Mallory Pointe, Robertson noted, had entailed negotiations between the town and county to voluntarily adjust Smithfield’s incorporated boundaries for the purpose of accommodating Napolitano’s request that the entire development be located within the town limits.

Email threads indicate Luter IV and his design team have also participated in at least three conference calls with Smithfield Town Manager Michael Stallings this year, including one on Jan. 9 that included County Administrator Randy Keaton for the stated purpose of discussing a “cost participation agreement.”

Luter IV, in April, told the Planning Commission he planned to request “reimbursement” for the cost of extending roads, sidewalks and utilities to the “public” areas of the Grange, but would not elaborate when pressed by Pope for a dollar amount. The same day as the Jan. 9 conference call, a Virginia Beach-based firm working with Luter IV estimated that Smithfield and Isle of Wight County could collectively owe more than $7 million as their share of what Luter IV had termed a “public-private partnership.”

Luter IV told the Times in May that he expects the taxpayer-funded portion, which he says will come from revenues generated by the Grange, won’t be anywhere near that high, but declined to provide an updated estimate.
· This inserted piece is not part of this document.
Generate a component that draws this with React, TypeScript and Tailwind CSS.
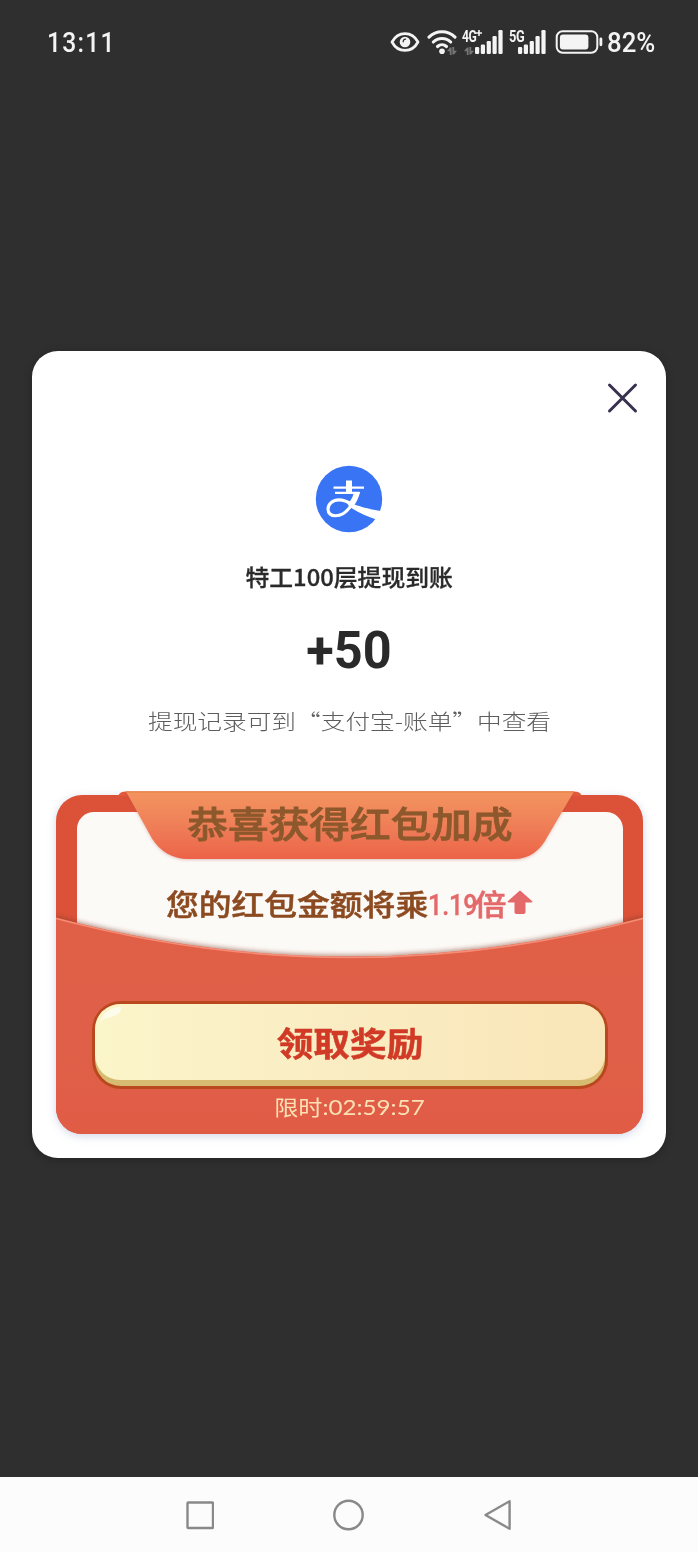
import React from 'react';

const SignalBars: React.FC = () => (
    <svg className="block" width="28" height="26" viewBox="0 0 28 26" fill="#f4f4f4">
        <rect x="0" y="18" width="4.2" height="7" rx="1.2" />
        <rect x="5.8" y="15.5" width="4.2" height="9.5" rx="1.2" />
        <rect x="11.7" y="12" width="4.2" height="13" rx="1.2" />
        <rect x="17.5" y="7" width="4.2" height="18" rx="1.2" />
        <rect x="23.4" y="1" width="4.2" height="24" rx="1.2" />
    </svg>
);

const DataArrows: React.FC = () => (
    <svg className="block" width="10" height="8" viewBox="0 0 10 8" fill="#757575">
        <path d="M0 4.2 3 .5h1.600V8H2.800V4.200zM10 3.800 7 7.500H5.400V0h1.800v3.800z" />
    </svg>
);

const StatusBar: React.FC = () => (
    <div className="h-[84px] shrink-0 flex items-center justify-between pl-[47px] pr-[41px] text-[#f4f4f4]">
        <div className="w-[70px] mt-[1px] font-['Roboto'] font-medium text-[28px] leading-none tracking-[1.4px] whitespace-nowrap">
            <span className="inline-block origin-left scale-x-[0.88]">13:11</span>
        </div>

        <div className="flex items-center h-[30px]">
            {/* Eye comfort */}
            <svg className="block" width="30" height="22" viewBox="0 0 30 22" fill="none">
                <path d="M2 11C5.2 5 9.8 2.6 15 2.6S24.8 5 28 11c-3.2 6-7.8 8.4-13 8.4S5.2 17 2 11Z" stroke="#f4f4f4" strokeWidth="2.7" strokeLinejoin="round" />
                <circle cx="15" cy="11" r="5.3" fill="#f4f4f4" />
                <path d="M13.2 10.8a2.6 2.6 0 0 1 2.4-2.700" stroke="#303030" strokeWidth="1.2" strokeLinecap="round" />
            </svg>

            {/* Wifi */}
            <div className="relative ml-[7px] w-[34px] h-[26px]">
                <svg className="block" width="30" height="26" viewBox="0 0 30 26" fill="none" stroke="#f4f4f4" strokeWidth="3.1" strokeLinecap="round">
                    <path d="M2 8.1a18.6 18.6 0 0 1 26 0" />
                    <path d="M6.3 13a12.4 12.4 0 0 1 17.4 0" />
                    <path d="M10.5 17.5a6.6 6.6 0 0 1 9 0" />
                    <circle cx="15" cy="22.3" r="2.8" fill="#f4f4f4" stroke="none" />
                </svg>
                <div className="absolute left-[20px] top-[18px]"><DataArrows /></div>
            </div>

            <div className="relative w-[42px] h-[26px] flex justify-end">
                <span className="absolute left-[1px] top-0 font-['Roboto'] font-bold text-[16px] leading-[15px] tracking-[-0.6px] origin-left scale-x-[0.76]">4G</span>
                <svg className="absolute left-[15px] top-[1px] block" width="6" height="6" viewBox="0 0 6 6" stroke="#f4f4f4" strokeWidth="1.6">
                    <path d="M3 0v6M0 3h6" />
                </svg>
                <div className="absolute left-[3px] top-[18px]"><DataArrows /></div>
                <SignalBars />
            </div>

            <div className="relative ml-[5px] w-[38px] h-[26px] flex justify-end">
                <span className="absolute left-[1px] top-0 font-['Roboto'] font-bold text-[16px] leading-[15px] tracking-[-0.3px] origin-left scale-x-[0.8]">5G</span>
                <SignalBars />
            </div>

            {/* Battery */}
            <svg className="block ml-[9px]" width="50" height="26" viewBox="0 0 50 26" fill="none">
                <rect x="1.7" y="2.2" width="40.6" height="21.6" rx="6" stroke="#f4f4f4" strokeWidth="2" />
                <rect x="4.9" y="5.6" width="28.5" height="15" rx="3" fill="#f4f4f4" />
                <rect x="44.5" y="8.6" width="2.8" height="8.6" rx="1.4" fill="#f4f4f4" />
            </svg>
            <div className="w-[50px] ml-[2px] mt-[1px] font-['Roboto'] font-medium text-[28px] leading-none whitespace-nowrap">
                <span className="inline-block origin-left scale-x-[0.92]">82%</span>
            </div>
        </div>
    </div>
);

const AlipayLogo: React.FC = () => (
    <svg className="block" width="68" height="68" viewBox="0 0 68 68" fill="none">
        <defs>
            <clipPath id="logoClip"><circle cx="34" cy="34" r="34" /></clipPath>
        </defs>
        <circle cx="34" cy="34" r="33.2" fill="#3874f4" />
        <g clipPath="url(#logoClip)">
            <path d="M18.5 21.5h30.5v2.200h-30.500zM20 26.800h24.500V29H20z" fill="#fff" />
            <path d="M31 15.400h6v12.500h-6z" fill="#fff" />
            <path d="M39 27h6c-1 4.800-2.800 9-5.600 13L34 37.500c2.600-3.200 4.300-6.700 5-10.500z" fill="#fff" />
            <path d="M37.500 38.200C33 46 28 50.800 20.500 50.800c-4.700 0-7.500-2.600-7.500-6.500 0-5.500 4.800-9.400 11-9.400 5 0 9 2 13.500 4.600" stroke="#fff" strokeWidth="3.1" />
            <path d="M31 35.500C42 41.500 53 43.800 67 46.200L63.500 55.200C53 52 43 47.500 34 41.500z" fill="#fff" />
        </g>
    </svg>
);

const Ribbon: React.FC = () => (
    <div className="absolute left-[62px] top-[-4px] w-[464px] h-[76px] flex justify-center">
        <svg className="absolute inset-0" width="464" height="76" viewBox="0 0 464 76">
            <defs>
                <linearGradient id="ribbon" x1="0" y1="0" x2="0" y2="1">
                    <stop offset="0" stopColor="#f3945f" />
                    <stop offset="0.5" stopColor="#ef7f58" />
                    <stop offset="1" stopColor="#ec6349" />
                </linearGradient>
                <filter id="ribbonShadow" x="-5%" y="-5%" width="110%" height="125%">
                    <feDropShadow dx="0" dy="1" stdDeviation="1.5" floodColor="#a04028" floodOpacity="0.3" />
                </filter>
            </defs>
            <path d="M0 5C2 1 5 .5 9 .5h446c4 0 7 .5 9 4.5z" fill="#e2593e" />
            <path d="M8 .5h448l-26.500 45C422 60 411 68 396 68H70C54 68 42 60 34 47.500z" fill="url(#ribbon)" filter="url(#ribbonShadow)" />
            <path d="M8 1h448" stroke="#e8813f" strokeWidth="1" />
        </svg>
        <h2 className="relative mt-[8px] text-[36px] leading-[46px] font-medium text-[#8c582c] whitespace-nowrap scale-x-[1.13] [-webkit-text-stroke:0.8px_#8c582c]">恭喜获得红包加成</h2>
    </div>
);

const Flap: React.FC = () => (
    <svg className="absolute left-0 bottom-0" width="587" height="236" viewBox="0 0 587 236">
        <defs>
            <linearGradient id="flap" x1="0" y1="0" x2="0" y2="1">
                <stop offset="0" stopColor="#e15f46" />
                <stop offset="0.5" stopColor="#df5f49" />
                <stop offset="1" stopColor="#e15c45" />
            </linearGradient>
            <filter id="flapShadow" x="-5%" y="-10%" width="110%" height="120%">
                <feDropShadow dx="0" dy="-2" stdDeviation="2.2" floodColor="#7a3020" floodOpacity="0.45" />
            </filter>
        </defs>
        <path d="M0 19.5Q293.5 97.5 587 19.5V236H0z" fill="url(#flap)" filter="url(#flapShadow)" />
        <path d="M0 20.5Q293.5 98.5 587 20.5" fill="none" stroke="#f58d76" strokeWidth="1.6" />
    </svg>
);

const RedPacket: React.FC = () => (
    <div className="relative w-[587px] h-[339px] ml-[24.4px] rounded-[26px] bg-[#dc5239] shadow-[0_2px_8px_rgba(120,140,190,0.35)]">
        <div className="absolute inset-0 rounded-[26px] overflow-hidden">
            <div className="mx-[20.5px] mt-[17px] h-[180px] rounded-t-[17px] bg-[#fcfaf7]"></div>
            <Flap />
        </div>
        <Ribbon />

        <div className="relative h-full flex flex-col items-center">
            <div className="mt-[86px] h-[44px] w-[368px] flex items-center font-medium text-[29px] leading-[44px] whitespace-nowrap">
                <div className="w-[262px] shrink-0 text-[#8c4a20] [-webkit-text-stroke:0.5px_#8c4a20]">
                    <span className="inline-block origin-left scale-x-[1.13]">您的红包金额将乘</span>
                </div>
                <div className="w-[46px] mt-[3px] shrink-0 text-[#e4696a] font-['Roboto'] [-webkit-text-stroke:0.4px_#e4696a]">
                    <span className="inline-block w-[46px] origin-left scale-x-[0.86]">1.19</span>
                </div>
                <div className="w-[33px] shrink-0 text-[#e4696a] [-webkit-text-stroke:0.5px_#e4696a]">
                    <span className="inline-block origin-left scale-x-[1.12]">倍</span>
                </div>
                <svg className="block shrink-0 mb-[1px]" width="26" height="25" viewBox="0 0 26 25" fill="#e4696a">
                    <path d="M12 1.200c.6-.6 1.400-.6 2 0L25 11c.8.700.5 1.500-.5 1.500H18.500V22c0 1.300-.7 2-2 2h-7c-1.300 0-2-.7-2-2v-9.500H1.500c-1 0-1.300-.8-.5-1.500z" />
                </svg>
            </div>

            <button className="mt-[76px] w-[516px] h-[88px] rounded-[29px] bg-[#b9481e] p-[3px]">
                <span className="block w-full h-full rounded-[26px] bg-[#d7bb70] pb-[6px]">
                    <span className="relative flex items-center justify-center w-full h-full rounded-[25px] bg-linear-to-r from-[#fbf5ca] via-[#faecc2] to-[#f9e6b8] overflow-hidden">
                        <svg className="absolute left-[4px] top-[2px]" width="24" height="18" viewBox="0 0 24 18">
                            <path d="M1 16C4 7 11 1 22 1c1 6-5 9-10 10-5 .8-8 2.500-11 5z" fill="#fff" opacity="0.6" />
                        </svg>
                        <span className="inline-block text-[33px] leading-[44px] font-bold text-[#d13a26] scale-x-[1.11] [-webkit-text-stroke:0.5px_#d13a26]">领取奖励</span>
                    </span>
                </span>
            </button>

            <p className="mt-[3px] font-['Lato','Noto_Sans_CJK_SC',sans-serif] text-[21px] leading-[30px] text-[#fbe0b4] whitespace-nowrap scale-x-[1.15]">限时:02:59:57</p>
        </div>
    </div>
);

const NavBar: React.FC = () => (
    <div className="h-[75px] shrink-0 bg-[#fcfcfc] flex items-center pl-[186px]">
        <svg className="block" width="28" height="30" viewBox="0 0 28 30" fill="none" stroke="#898989" strokeWidth="2.4">
            <rect x="1.5" y="2.5" width="25.5" height="25.5" rx="0.8" />
        </svg>
        <svg className="block ml-[119px]" width="32" height="32" viewBox="0 0 32 32" fill="none" stroke="#898989" strokeWidth="2.4">
            <circle cx="15.5" cy="16" r="14.2" />
        </svg>
        <svg className="block ml-[118px]" width="30" height="32" viewBox="0 0 30 32" fill="none" stroke="#898989" strokeWidth="2.4" strokeLinejoin="round">
            <path d="M2.500 16 26.600 2.200v27.600z" />
        </svg>
    </div>
);

export default function App() {
    return (
        <div className="w-[698px] h-[1552px] bg-[#2f2f2f] flex flex-col overflow-hidden font-['Noto_Sans_CJK_SC',sans-serif]">
            <StatusBar />

            <div className="flex-1 pt-[267px]">
                <div className="w-[634px] h-[806.5px] ml-[32px] rounded-[26px] bg-white flex flex-col shadow-[0_2px_8px_rgba(0,0,0,0.25)]">
                    <div className="h-[114px] shrink-0 flex justify-end pt-[31px] pr-[28px]">
                        <svg className="block" width="32" height="32" viewBox="0 0 32 32" stroke="#38304f" strokeWidth="3" strokeLinecap="round">
                            <path d="M3.500 3 29.500 29M29.500 3 3.500 29" />
                        </svg>
                    </div>

                    <div className="flex flex-col items-center h-[330px] shrink-0 whitespace-nowrap">
                        <AlipayLogo />
                        <h1 className="mt-[26px] h-[34px] text-[23px] leading-[34px] font-medium text-[#2a2a2a] scale-x-[1.035] [-webkit-text-stroke:0.3px_#2a2a2a]">特工100层提现到账</h1>
                        <div className="mt-[28px] h-[60px] font-['Roboto'] text-[52px] leading-[60px] font-bold text-[#2a2a2a] scale-x-[0.97]">+50</div>
                        <p className="mt-[23px] h-[32px] text-[21px] leading-[32px] font-light text-[#5c5c5c] scale-x-[1.175]">提现记录可到“支付宝-账单”中查看</p>
                    </div>

                    <RedPacket />
                </div>
            </div>

            <NavBar />
        </div>
    );
}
He told the Times earlier this month that an exact dollar amount won’t be provided to the Town Council either ahead of the Aug. 1 public hearing and possible final vote.
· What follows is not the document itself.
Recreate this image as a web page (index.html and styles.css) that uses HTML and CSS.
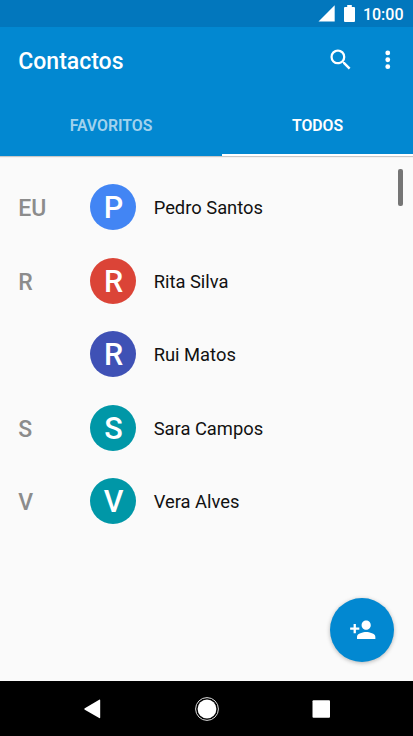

Stallings and Keaton each told the Times it’s not uncommon for town and county managers to meet with applicants as they develop their application packages.

Keaton said he’s had “more calls and meetings with developers about other projects in the county” than ones devoted to the Grange and its proposed farmers market.

Stallings recalls meeting with Napolitano Homes “several times” prior to the Town Council’s 2021 approval of the Mallory Pointe development.

We will typically meet with a developer or their engineers to determine how best to serve their project with water and sewer, and will also meet to discuss zoning compliance as well,” Stallings said.